■ SOURCE MATERIAL:
--------

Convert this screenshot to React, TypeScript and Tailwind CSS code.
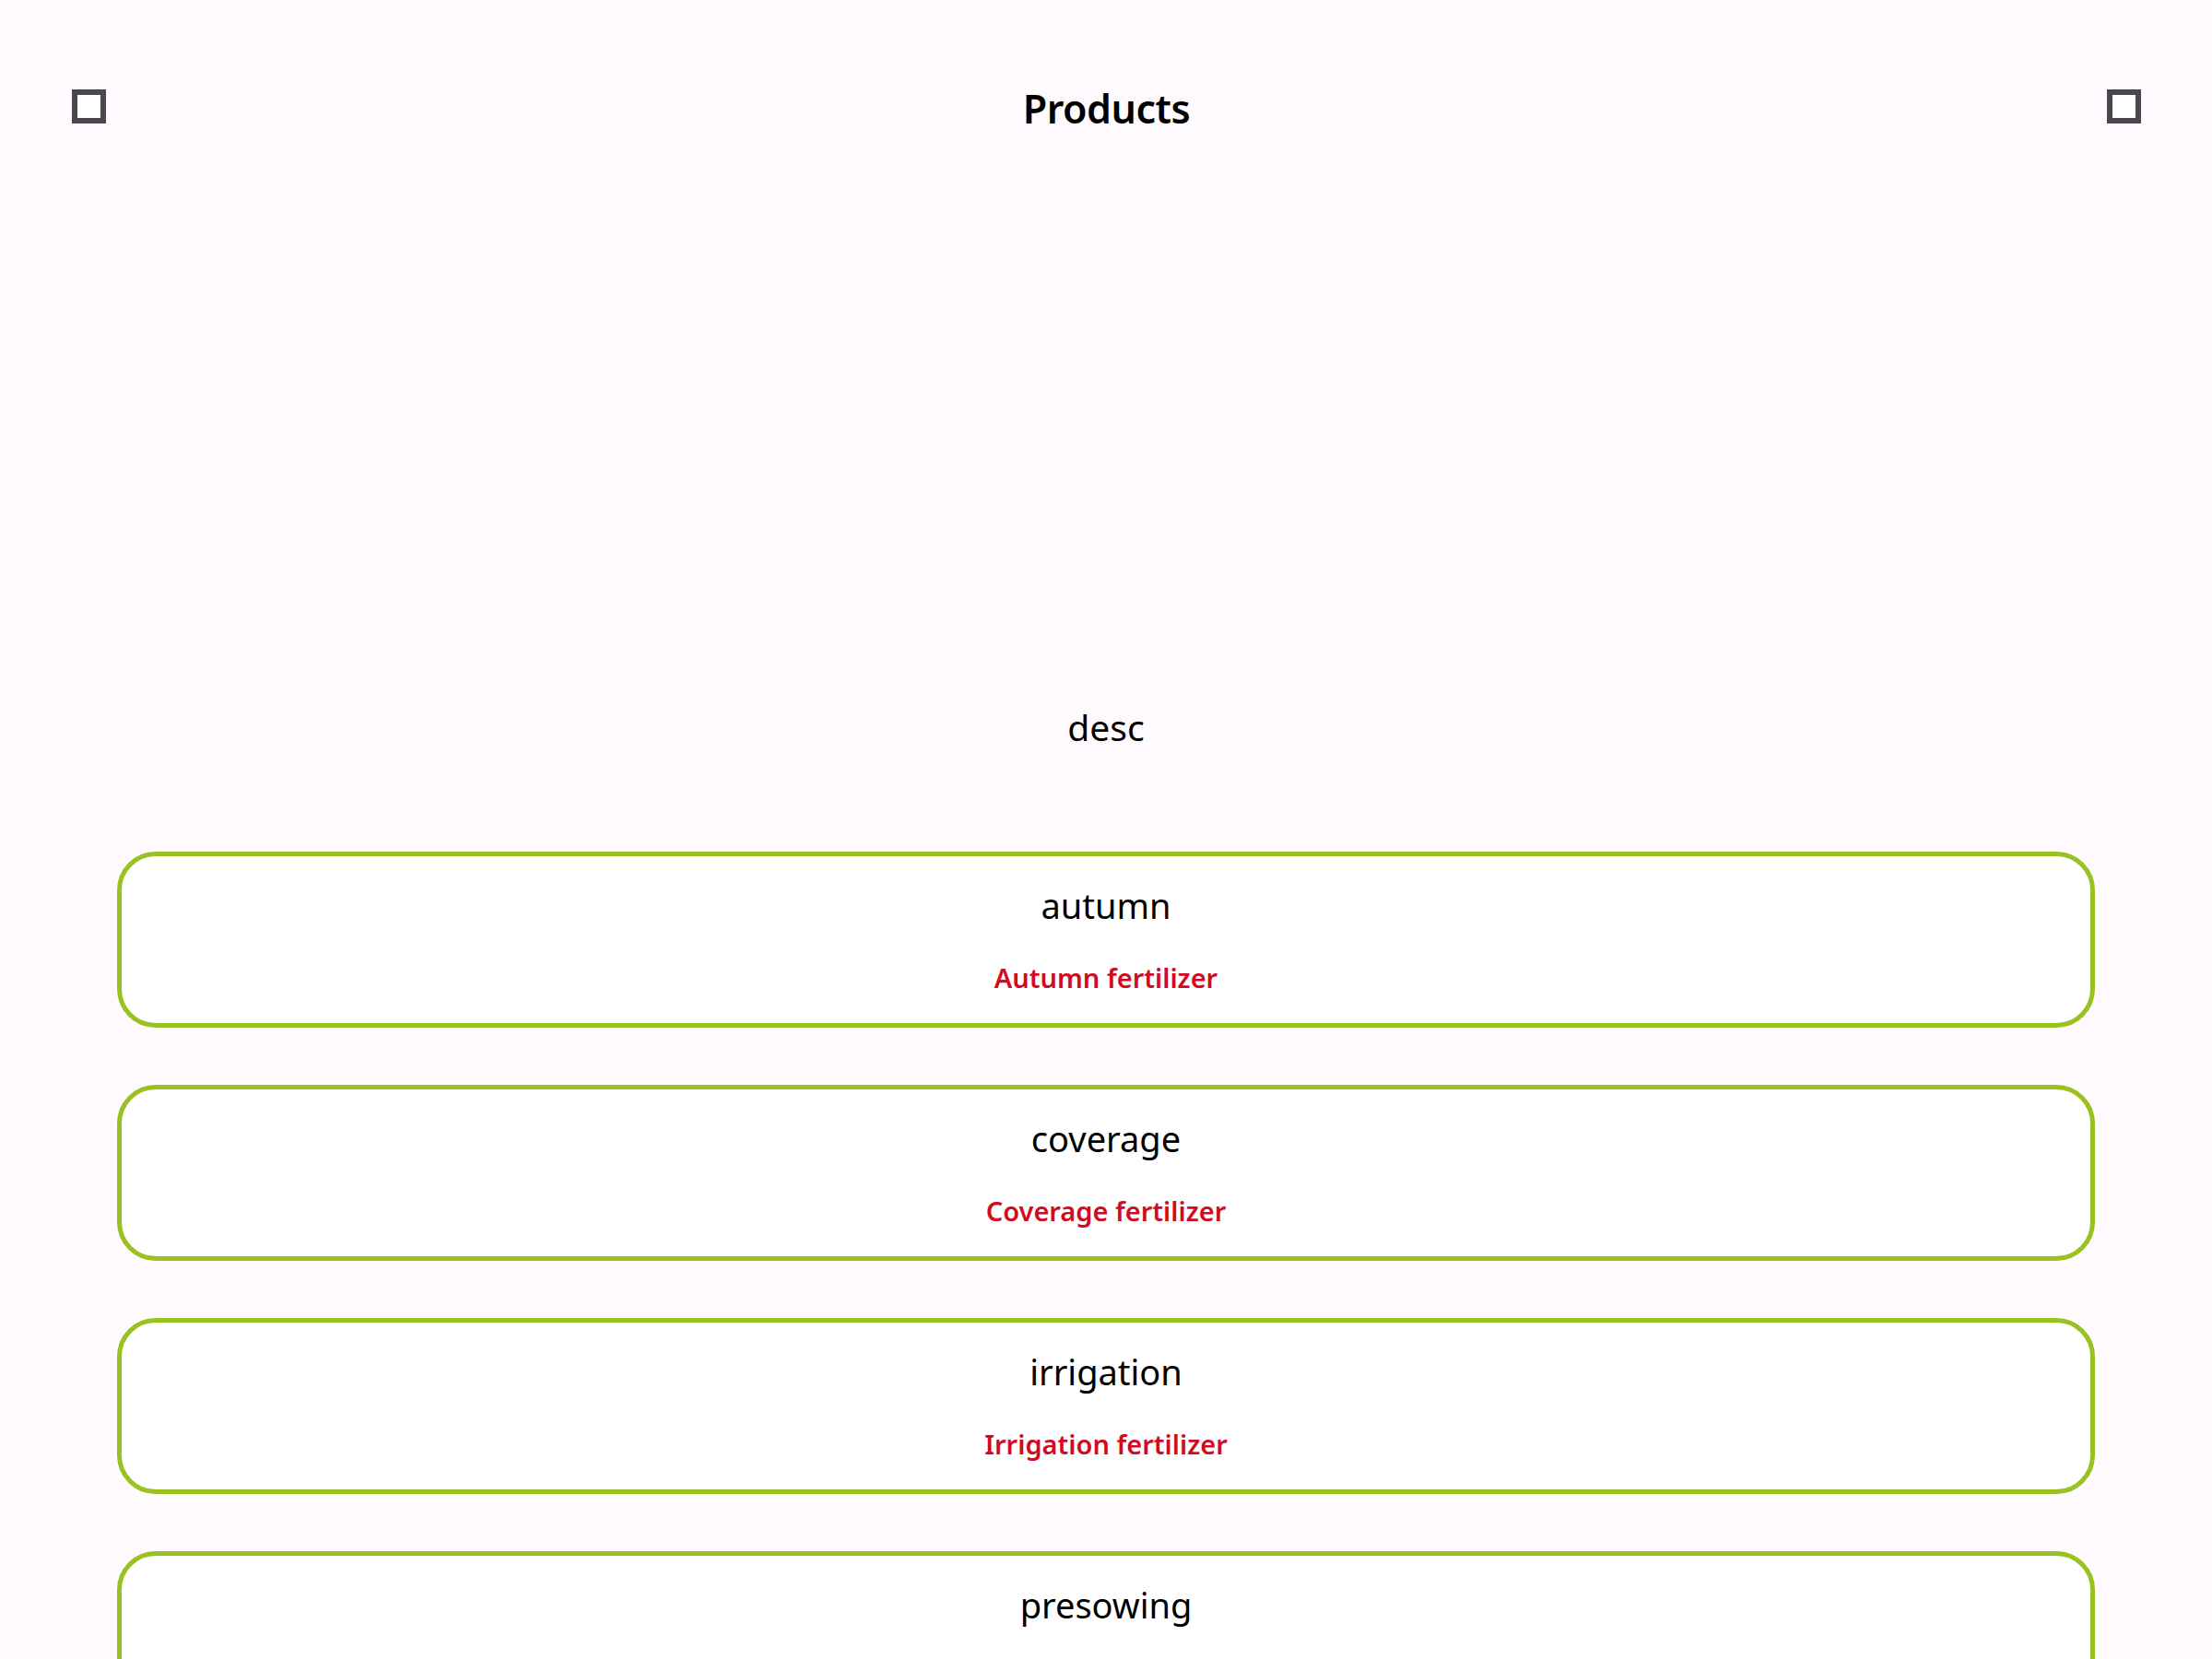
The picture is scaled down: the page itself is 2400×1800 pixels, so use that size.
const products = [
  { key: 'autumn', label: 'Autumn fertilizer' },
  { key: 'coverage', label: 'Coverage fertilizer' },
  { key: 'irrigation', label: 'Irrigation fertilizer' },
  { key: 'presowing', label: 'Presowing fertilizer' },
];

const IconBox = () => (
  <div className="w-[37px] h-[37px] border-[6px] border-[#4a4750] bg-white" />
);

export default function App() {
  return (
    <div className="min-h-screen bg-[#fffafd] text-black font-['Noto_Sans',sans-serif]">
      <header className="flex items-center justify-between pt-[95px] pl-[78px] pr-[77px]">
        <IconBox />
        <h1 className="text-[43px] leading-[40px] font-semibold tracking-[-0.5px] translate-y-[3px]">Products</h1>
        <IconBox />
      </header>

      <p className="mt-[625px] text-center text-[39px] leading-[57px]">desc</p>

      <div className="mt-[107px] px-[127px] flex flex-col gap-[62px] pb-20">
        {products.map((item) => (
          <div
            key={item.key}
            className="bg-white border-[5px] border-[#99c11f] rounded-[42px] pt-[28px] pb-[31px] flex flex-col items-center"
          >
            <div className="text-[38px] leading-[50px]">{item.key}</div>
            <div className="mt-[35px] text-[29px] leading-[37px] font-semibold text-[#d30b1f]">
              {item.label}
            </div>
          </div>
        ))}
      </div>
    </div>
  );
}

--------

■ TASK GOAL:
Pictures are excluded; copy all other data exactly as shown.

■ SOLUTION:
Convert this screenshot to React, TypeScript and Tailwind CSS code.
The picture is scaled down: the page itself is 2400×1800 pixels, so use that size.
const products = [
  { key: 'autumn', label: 'Autumn fertilizer' },
  { key: 'coverage', label: 'Coverage fertilizer' },
  { key: 'irrigation', label: 'Irrigation fertilizer' },
  { key: 'presowing', label: 'Presowing fertilizer' },
];

const IconBox = () => (
  <div className="w-[37px] h-[37px] border-[6px] border-[#4a4750] bg-white" />
);

export default function App() {
  return (
    <div className="min-h-screen bg-[#fffafd] text-black font-['Noto_Sans',sans-serif]">
      <header className="flex items-center justify-between pt-[95px] pl-[78px] pr-[77px]">
        <IconBox />
        <h1 className="text-[43px] leading-[40px] font-semibold tracking-[-0.5px] translate-y-[3px]">Products</h1>
        <IconBox />
      </header>

      <p className="mt-[625px] text-center text-[39px] leading-[57px]">desc</p>

      <div className="mt-[107px] px-[127px] flex flex-col gap-[62px] pb-20">
        {products.map((item) => (
          <div
            key={item.key}
            className="bg-white border-[5px] border-[#99c11f] rounded-[42px] pt-[28px] pb-[31px] flex flex-col items-center"
          >
            <div className="text-[38px] leading-[50px]">{item.key}</div>
            <div className="mt-[35px] text-[29px] leading-[37px] font-semibold text-[#d30b1f]">
              {item.label}
            </div>
          </div>
        ))}
      </div>
    </div>
  );
}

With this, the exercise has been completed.